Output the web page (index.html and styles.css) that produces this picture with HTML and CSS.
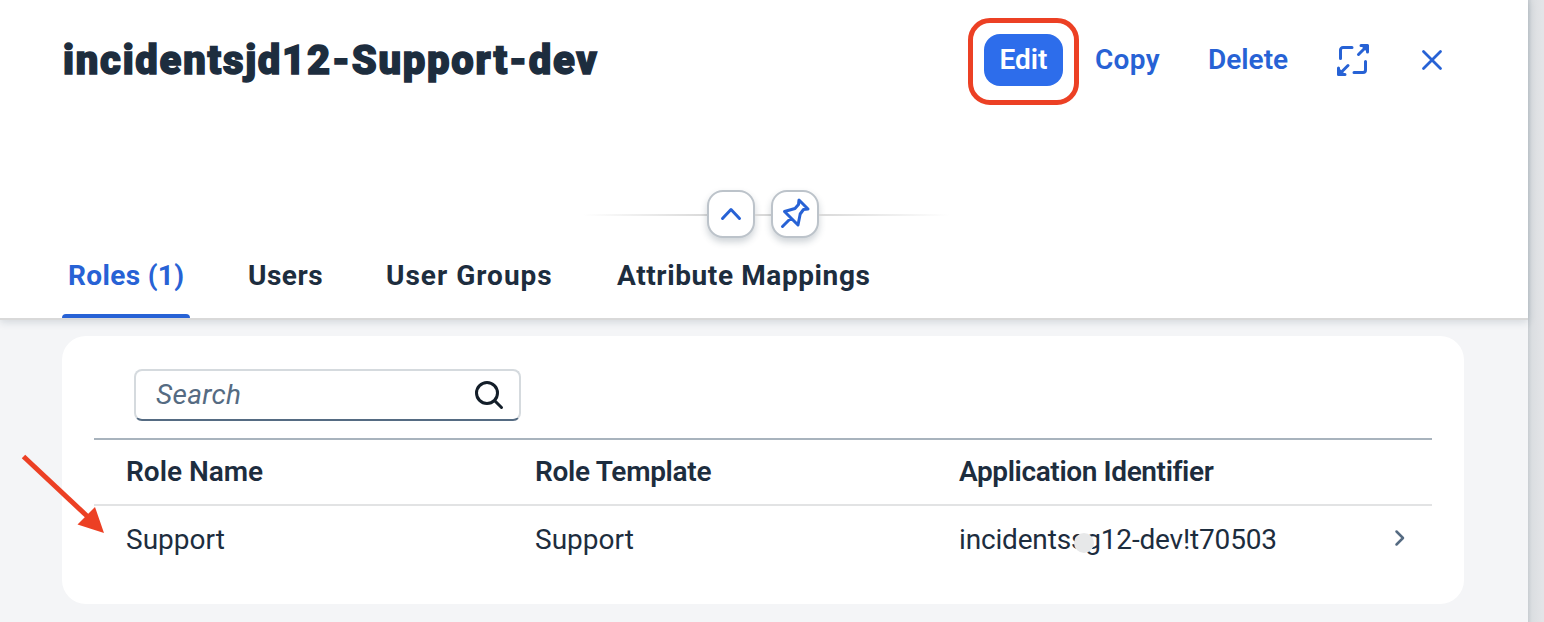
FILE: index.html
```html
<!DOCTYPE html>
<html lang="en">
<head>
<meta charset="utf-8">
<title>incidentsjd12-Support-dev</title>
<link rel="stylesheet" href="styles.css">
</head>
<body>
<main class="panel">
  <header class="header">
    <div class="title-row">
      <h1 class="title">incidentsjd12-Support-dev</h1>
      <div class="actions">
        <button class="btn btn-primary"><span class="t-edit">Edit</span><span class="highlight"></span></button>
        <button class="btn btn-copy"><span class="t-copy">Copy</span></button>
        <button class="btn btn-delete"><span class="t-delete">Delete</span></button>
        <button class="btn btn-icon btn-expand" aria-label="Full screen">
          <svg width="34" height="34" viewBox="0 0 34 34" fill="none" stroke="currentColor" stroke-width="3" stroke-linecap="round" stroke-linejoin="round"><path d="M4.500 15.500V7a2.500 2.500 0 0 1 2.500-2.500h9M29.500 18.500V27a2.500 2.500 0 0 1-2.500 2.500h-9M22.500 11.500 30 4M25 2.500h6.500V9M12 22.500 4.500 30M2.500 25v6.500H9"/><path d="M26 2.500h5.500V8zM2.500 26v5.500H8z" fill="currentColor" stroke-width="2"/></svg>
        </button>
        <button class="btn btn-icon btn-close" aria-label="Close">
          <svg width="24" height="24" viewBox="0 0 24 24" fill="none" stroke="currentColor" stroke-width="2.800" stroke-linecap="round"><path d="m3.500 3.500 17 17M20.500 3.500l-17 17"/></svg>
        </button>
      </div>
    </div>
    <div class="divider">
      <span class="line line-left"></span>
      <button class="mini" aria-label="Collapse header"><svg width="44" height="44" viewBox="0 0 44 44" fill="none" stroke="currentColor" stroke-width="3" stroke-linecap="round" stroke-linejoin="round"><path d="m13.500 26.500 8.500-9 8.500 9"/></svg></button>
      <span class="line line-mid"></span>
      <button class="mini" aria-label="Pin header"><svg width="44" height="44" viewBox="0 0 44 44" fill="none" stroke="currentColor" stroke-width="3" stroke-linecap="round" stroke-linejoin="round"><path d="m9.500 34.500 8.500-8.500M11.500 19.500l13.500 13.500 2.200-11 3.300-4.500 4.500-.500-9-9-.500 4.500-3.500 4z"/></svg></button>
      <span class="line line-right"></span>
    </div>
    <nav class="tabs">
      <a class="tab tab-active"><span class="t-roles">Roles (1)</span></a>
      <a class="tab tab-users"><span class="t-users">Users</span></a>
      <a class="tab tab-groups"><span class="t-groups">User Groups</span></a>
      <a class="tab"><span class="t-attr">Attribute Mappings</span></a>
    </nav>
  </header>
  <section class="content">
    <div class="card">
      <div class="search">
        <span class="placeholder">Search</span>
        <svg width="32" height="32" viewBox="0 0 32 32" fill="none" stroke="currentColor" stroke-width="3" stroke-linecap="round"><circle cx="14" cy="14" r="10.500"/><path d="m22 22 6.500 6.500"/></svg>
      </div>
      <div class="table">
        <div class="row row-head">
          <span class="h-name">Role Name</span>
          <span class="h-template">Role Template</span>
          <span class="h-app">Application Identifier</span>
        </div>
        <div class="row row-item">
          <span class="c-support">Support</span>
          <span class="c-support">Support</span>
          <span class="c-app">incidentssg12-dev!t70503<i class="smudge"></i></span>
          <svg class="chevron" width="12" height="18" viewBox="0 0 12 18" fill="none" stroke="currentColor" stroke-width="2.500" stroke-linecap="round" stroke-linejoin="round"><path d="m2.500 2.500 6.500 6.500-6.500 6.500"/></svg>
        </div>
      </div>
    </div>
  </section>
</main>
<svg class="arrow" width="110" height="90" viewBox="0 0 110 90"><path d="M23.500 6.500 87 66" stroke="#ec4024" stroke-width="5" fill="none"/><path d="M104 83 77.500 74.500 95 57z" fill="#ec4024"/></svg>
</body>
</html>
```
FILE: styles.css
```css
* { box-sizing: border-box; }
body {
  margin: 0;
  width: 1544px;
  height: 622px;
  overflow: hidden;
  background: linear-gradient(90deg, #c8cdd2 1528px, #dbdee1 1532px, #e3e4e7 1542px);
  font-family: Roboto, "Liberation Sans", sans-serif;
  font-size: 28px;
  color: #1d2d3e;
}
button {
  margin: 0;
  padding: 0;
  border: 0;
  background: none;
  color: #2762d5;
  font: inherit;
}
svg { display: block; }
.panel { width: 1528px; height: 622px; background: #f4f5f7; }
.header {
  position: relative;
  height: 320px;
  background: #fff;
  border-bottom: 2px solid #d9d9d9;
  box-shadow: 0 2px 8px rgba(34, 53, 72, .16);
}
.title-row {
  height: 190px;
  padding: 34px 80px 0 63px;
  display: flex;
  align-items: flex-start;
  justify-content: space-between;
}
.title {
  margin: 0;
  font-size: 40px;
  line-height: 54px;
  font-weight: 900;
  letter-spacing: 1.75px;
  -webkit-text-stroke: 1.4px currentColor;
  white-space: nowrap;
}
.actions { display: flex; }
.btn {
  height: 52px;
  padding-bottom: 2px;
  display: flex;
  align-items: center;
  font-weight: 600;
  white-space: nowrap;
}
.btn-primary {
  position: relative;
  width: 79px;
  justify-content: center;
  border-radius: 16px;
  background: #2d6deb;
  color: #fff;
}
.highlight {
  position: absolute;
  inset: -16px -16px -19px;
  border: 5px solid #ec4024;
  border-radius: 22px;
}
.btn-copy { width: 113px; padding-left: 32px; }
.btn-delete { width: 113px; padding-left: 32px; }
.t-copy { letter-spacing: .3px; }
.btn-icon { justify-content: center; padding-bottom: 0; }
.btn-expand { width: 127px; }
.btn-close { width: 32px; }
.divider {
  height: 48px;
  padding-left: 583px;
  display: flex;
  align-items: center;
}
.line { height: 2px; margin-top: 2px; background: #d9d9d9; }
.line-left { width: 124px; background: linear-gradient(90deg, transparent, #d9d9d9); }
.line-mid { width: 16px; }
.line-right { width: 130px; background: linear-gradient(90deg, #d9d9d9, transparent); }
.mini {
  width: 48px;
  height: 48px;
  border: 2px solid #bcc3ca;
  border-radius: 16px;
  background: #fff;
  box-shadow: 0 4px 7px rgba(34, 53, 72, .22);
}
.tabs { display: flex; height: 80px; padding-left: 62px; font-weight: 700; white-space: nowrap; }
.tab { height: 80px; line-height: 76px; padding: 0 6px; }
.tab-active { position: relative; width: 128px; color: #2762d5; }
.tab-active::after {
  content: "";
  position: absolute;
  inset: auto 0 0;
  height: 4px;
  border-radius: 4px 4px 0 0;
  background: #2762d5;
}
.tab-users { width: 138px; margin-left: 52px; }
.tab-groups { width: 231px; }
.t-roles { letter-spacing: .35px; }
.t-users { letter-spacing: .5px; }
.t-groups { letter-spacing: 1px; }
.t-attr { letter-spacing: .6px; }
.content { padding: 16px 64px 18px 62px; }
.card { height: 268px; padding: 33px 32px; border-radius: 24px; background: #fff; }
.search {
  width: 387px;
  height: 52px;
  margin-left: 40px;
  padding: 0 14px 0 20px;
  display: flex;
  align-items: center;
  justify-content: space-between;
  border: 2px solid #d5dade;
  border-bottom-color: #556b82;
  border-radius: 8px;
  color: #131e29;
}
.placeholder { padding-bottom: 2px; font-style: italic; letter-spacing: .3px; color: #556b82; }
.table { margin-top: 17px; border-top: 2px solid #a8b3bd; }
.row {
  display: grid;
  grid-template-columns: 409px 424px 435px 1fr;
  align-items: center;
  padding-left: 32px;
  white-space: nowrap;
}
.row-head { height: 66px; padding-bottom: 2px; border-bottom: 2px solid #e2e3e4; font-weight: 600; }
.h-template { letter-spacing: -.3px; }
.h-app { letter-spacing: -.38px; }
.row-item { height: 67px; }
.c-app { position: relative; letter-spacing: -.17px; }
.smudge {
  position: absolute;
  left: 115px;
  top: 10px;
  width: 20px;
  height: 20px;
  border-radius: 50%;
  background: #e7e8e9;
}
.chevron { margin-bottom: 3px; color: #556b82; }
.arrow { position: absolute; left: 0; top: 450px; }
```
_ _ _ _ _
WORK TO BE COMPLETED. Pull out all lines from the listing that contain the string "styles".

THE RESPONSE.
Output the web page (index.html and styles.css) that produces this picture with HTML and CSS.
<link rel="stylesheet" href="styles.css">
FILE: styles.css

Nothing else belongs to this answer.